**Records from a data source:**
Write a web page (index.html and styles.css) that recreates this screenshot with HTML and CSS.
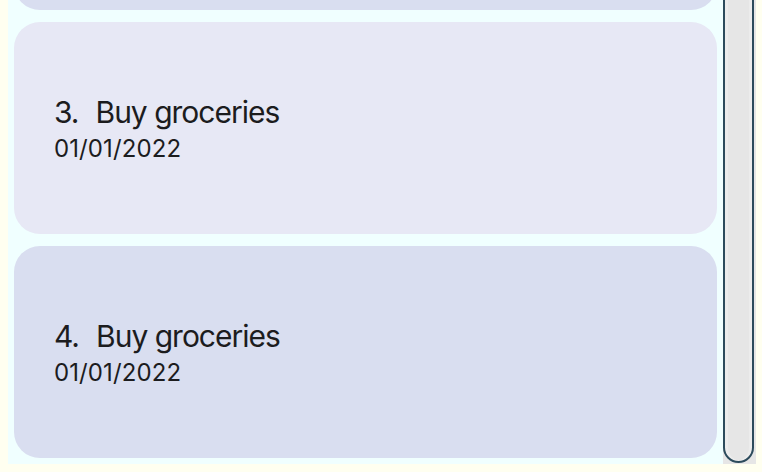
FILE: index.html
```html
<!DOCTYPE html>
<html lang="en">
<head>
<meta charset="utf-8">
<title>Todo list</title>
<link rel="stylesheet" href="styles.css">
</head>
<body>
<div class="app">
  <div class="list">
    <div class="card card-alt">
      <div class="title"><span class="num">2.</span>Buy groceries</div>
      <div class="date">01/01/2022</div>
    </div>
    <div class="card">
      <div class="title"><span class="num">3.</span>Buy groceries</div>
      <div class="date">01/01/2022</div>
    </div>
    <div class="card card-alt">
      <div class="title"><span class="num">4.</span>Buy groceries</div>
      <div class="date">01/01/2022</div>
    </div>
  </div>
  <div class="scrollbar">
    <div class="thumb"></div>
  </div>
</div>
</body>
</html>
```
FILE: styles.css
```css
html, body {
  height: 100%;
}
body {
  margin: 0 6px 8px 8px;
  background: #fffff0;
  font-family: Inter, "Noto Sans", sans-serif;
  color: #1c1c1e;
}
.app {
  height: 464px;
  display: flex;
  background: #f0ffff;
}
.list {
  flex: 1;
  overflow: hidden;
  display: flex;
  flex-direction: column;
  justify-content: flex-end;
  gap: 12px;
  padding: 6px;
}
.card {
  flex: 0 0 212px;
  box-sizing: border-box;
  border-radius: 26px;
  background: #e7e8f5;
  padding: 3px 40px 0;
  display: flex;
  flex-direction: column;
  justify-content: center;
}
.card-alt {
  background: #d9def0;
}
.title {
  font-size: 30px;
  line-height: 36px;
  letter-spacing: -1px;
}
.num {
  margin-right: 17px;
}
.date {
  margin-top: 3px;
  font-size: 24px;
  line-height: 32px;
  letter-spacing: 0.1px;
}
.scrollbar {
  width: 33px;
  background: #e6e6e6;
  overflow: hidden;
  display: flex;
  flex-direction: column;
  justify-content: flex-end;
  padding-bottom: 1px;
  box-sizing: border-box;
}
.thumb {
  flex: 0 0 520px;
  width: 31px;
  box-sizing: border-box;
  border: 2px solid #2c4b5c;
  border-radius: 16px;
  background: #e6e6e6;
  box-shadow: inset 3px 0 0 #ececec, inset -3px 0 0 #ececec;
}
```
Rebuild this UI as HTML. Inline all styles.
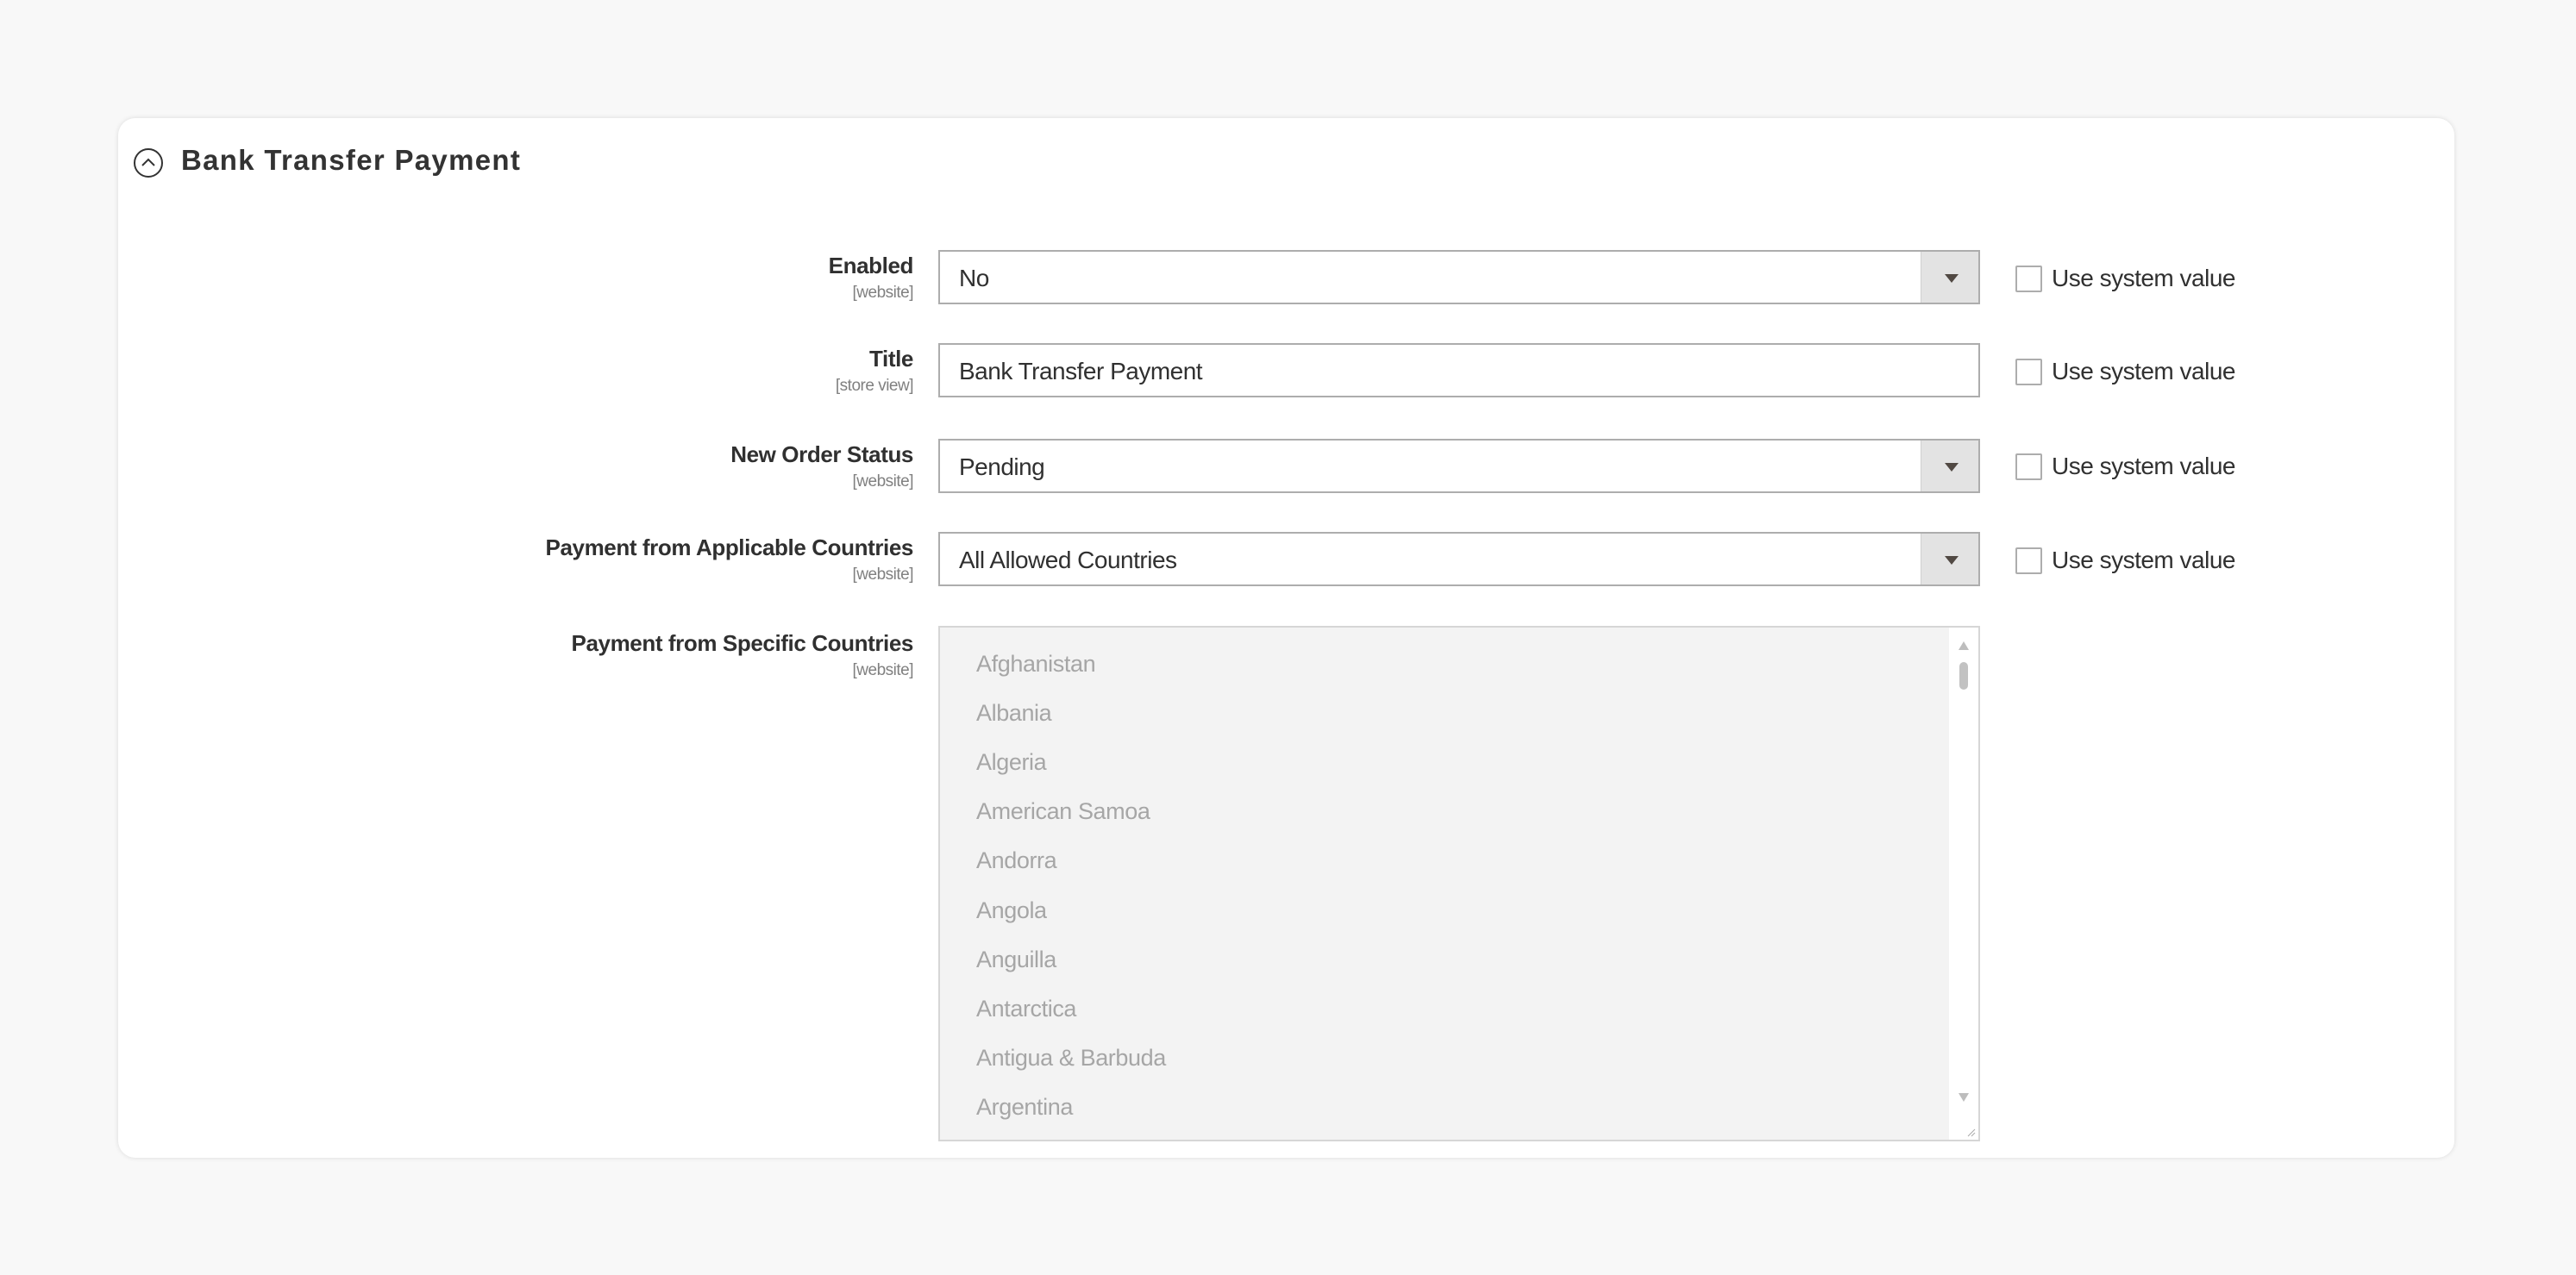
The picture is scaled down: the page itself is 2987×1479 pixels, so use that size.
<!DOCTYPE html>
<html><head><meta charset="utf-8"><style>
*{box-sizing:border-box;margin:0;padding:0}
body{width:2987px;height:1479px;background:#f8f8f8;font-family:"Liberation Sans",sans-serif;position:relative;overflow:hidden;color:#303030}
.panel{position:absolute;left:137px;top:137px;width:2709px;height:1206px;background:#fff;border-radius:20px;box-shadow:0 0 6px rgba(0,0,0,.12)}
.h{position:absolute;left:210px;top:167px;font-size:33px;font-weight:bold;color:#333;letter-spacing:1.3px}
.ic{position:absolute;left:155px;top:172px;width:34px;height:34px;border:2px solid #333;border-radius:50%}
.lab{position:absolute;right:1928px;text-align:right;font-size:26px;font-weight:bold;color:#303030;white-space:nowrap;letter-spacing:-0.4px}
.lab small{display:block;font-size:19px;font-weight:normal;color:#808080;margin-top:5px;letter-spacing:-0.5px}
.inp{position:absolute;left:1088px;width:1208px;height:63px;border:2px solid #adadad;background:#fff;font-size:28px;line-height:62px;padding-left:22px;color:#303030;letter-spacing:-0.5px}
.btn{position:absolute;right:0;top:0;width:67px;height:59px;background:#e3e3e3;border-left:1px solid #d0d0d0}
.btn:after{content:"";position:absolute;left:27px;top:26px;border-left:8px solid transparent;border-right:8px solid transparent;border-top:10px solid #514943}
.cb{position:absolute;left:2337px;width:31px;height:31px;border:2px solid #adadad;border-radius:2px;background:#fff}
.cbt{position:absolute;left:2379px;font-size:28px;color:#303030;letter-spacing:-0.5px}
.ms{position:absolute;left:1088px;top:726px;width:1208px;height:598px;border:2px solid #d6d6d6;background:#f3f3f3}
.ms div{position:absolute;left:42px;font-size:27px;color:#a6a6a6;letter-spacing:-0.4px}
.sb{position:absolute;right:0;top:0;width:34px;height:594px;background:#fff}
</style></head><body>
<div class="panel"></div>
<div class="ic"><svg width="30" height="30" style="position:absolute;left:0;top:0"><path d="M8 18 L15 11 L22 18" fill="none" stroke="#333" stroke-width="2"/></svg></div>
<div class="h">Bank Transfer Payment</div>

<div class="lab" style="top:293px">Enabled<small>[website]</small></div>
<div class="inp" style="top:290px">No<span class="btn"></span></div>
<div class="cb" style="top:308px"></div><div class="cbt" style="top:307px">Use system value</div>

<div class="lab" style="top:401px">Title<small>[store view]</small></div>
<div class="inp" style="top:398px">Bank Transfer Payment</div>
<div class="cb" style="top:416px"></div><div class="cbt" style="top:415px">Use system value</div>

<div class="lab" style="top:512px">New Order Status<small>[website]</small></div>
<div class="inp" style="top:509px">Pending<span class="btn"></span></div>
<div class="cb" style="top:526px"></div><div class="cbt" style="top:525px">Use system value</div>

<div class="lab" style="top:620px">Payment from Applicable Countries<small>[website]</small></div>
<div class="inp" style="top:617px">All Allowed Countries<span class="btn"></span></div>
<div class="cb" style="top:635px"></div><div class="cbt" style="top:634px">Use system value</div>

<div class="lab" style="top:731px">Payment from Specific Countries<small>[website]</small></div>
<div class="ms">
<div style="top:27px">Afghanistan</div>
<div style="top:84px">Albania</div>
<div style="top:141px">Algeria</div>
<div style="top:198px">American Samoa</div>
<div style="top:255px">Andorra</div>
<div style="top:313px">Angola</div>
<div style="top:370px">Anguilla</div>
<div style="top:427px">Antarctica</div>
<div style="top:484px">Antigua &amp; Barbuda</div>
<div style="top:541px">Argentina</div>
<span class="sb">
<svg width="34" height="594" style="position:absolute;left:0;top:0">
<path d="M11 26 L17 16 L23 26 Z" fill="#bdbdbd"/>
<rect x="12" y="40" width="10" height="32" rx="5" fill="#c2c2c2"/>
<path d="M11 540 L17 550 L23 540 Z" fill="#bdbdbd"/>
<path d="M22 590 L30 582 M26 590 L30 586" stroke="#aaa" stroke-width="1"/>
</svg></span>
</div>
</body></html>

**TASK DESCRIPTION:** Excluding the pictures, reproduce every entry exactly as given.

**SOLUTION TO THIS PROBLEM:**
Write a web page (index.html and styles.css) that recreates this screenshot with HTML and CSS.
FILE: index.html
```html
<!DOCTYPE html>
<html lang="en">
<head>
<meta charset="utf-8">
<title>Todo list</title>
<link rel="stylesheet" href="styles.css">
</head>
<body>
<div class="app">
  <div class="list">
    <div class="card card-alt">
      <div class="title"><span class="num">2.</span>Buy groceries</div>
      <div class="date">01/01/2022</div>
    </div>
    <div class="card">
      <div class="title"><span class="num">3.</span>Buy groceries</div>
      <div class="date">01/01/2022</div>
    </div>
    <div class="card card-alt">
      <div class="title"><span class="num">4.</span>Buy groceries</div>
      <div class="date">01/01/2022</div>
    </div>
  </div>
  <div class="scrollbar">
    <div class="thumb"></div>
  </div>
</div>
</body>
</html>
```
FILE: styles.css
```css
html, body {
  height: 100%;
}
body {
  margin: 0 6px 8px 8px;
  background: #fffff0;
  font-family: Inter, "Noto Sans", sans-serif;
  color: #1c1c1e;
}
.app {
  height: 464px;
  display: flex;
  background: #f0ffff;
}
.list {
  flex: 1;
  overflow: hidden;
  display: flex;
  flex-direction: column;
  justify-content: flex-end;
  gap: 12px;
  padding: 6px;
}
.card {
  flex: 0 0 212px;
  box-sizing: border-box;
  border-radius: 26px;
  background: #e7e8f5;
  padding: 3px 40px 0;
  display: flex;
  flex-direction: column;
  justify-content: center;
}
.card-alt {
  background: #d9def0;
}
.title {
  font-size: 30px;
  line-height: 36px;
  letter-spacing: -1px;
}
.num {
  margin-right: 17px;
}
.date {
  margin-top: 3px;
  font-size: 24px;
  line-height: 32px;
  letter-spacing: 0.1px;
}
.scrollbar {
  width: 33px;
  background: #e6e6e6;
  overflow: hidden;
  display: flex;
  flex-direction: column;
  justify-content: flex-end;
  padding-bottom: 1px;
  box-sizing: border-box;
}
.thumb {
  flex: 0 0 520px;
  width: 31px;
  box-sizing: border-box;
  border: 2px solid #2c4b5c;
  border-radius: 16px;
  background: #e6e6e6;
  box-shadow: inset 3px 0 0 #ececec, inset -3px 0 0 #ececec;
}
```
Rebuild this UI as HTML. Inline all styles.
The picture is scaled down: the page itself is 2987×1479 pixels, so use that size.
<!DOCTYPE html>
<html><head><meta charset="utf-8"><style>
*{box-sizing:border-box;margin:0;padding:0}
body{width:2987px;height:1479px;background:#f8f8f8;font-family:"Liberation Sans",sans-serif;position:relative;overflow:hidden;color:#303030}
.panel{position:absolute;left:137px;top:137px;width:2709px;height:1206px;background:#fff;border-radius:20px;box-shadow:0 0 6px rgba(0,0,0,.12)}
.h{position:absolute;left:210px;top:167px;font-size:33px;font-weight:bold;color:#333;letter-spacing:1.3px}
.ic{position:absolute;left:155px;top:172px;width:34px;height:34px;border:2px solid #333;border-radius:50%}
.lab{position:absolute;right:1928px;text-align:right;font-size:26px;font-weight:bold;color:#303030;white-space:nowrap;letter-spacing:-0.4px}
.lab small{display:block;font-size:19px;font-weight:normal;color:#808080;margin-top:5px;letter-spacing:-0.5px}
.inp{position:absolute;left:1088px;width:1208px;height:63px;border:2px solid #adadad;background:#fff;font-size:28px;line-height:62px;padding-left:22px;color:#303030;letter-spacing:-0.5px}
.btn{position:absolute;right:0;top:0;width:67px;height:59px;background:#e3e3e3;border-left:1px solid #d0d0d0}
.btn:after{content:"";position:absolute;left:27px;top:26px;border-left:8px solid transparent;border-right:8px solid transparent;border-top:10px solid #514943}
.cb{position:absolute;left:2337px;width:31px;height:31px;border:2px solid #adadad;border-radius:2px;background:#fff}
.cbt{position:absolute;left:2379px;font-size:28px;color:#303030;letter-spacing:-0.5px}
.ms{position:absolute;left:1088px;top:726px;width:1208px;height:598px;border:2px solid #d6d6d6;background:#f3f3f3}
.ms div{position:absolute;left:42px;font-size:27px;color:#a6a6a6;letter-spacing:-0.4px}
.sb{position:absolute;right:0;top:0;width:34px;height:594px;background:#fff}
</style></head><body>
<div class="panel"></div>
<div class="ic"><svg width="30" height="30" style="position:absolute;left:0;top:0"><path d="M8 18 L15 11 L22 18" fill="none" stroke="#333" stroke-width="2"/></svg></div>
<div class="h">Bank Transfer Payment</div>

<div class="lab" style="top:293px">Enabled<small>[website]</small></div>
<div class="inp" style="top:290px">No<span class="btn"></span></div>
<div class="cb" style="top:308px"></div><div class="cbt" style="top:307px">Use system value</div>

<div class="lab" style="top:401px">Title<small>[store view]</small></div>
<div class="inp" style="top:398px">Bank Transfer Payment</div>
<div class="cb" style="top:416px"></div><div class="cbt" style="top:415px">Use system value</div>

<div class="lab" style="top:512px">New Order Status<small>[website]</small></div>
<div class="inp" style="top:509px">Pending<span class="btn"></span></div>
<div class="cb" style="top:526px"></div><div class="cbt" style="top:525px">Use system value</div>

<div class="lab" style="top:620px">Payment from Applicable Countries<small>[website]</small></div>
<div class="inp" style="top:617px">All Allowed Countries<span class="btn"></span></div>
<div class="cb" style="top:635px"></div><div class="cbt" style="top:634px">Use system value</div>

<div class="lab" style="top:731px">Payment from Specific Countries<small>[website]</small></div>
<div class="ms">
<div style="top:27px">Afghanistan</div>
<div style="top:84px">Albania</div>
<div style="top:141px">Algeria</div>
<div style="top:198px">American Samoa</div>
<div style="top:255px">Andorra</div>
<div style="top:313px">Angola</div>
<div style="top:370px">Anguilla</div>
<div style="top:427px">Antarctica</div>
<div style="top:484px">Antigua &amp; Barbuda</div>
<div style="top:541px">Argentina</div>
<span class="sb">
<svg width="34" height="594" style="position:absolute;left:0;top:0">
<path d="M11 26 L17 16 L23 26 Z" fill="#bdbdbd"/>
<rect x="12" y="40" width="10" height="32" rx="5" fill="#c2c2c2"/>
<path d="M11 540 L17 550 L23 540 Z" fill="#bdbdbd"/>
<path d="M22 590 L30 582 M26 590 L30 586" stroke="#aaa" stroke-width="1"/>
</svg></span>
</div>
</body></html>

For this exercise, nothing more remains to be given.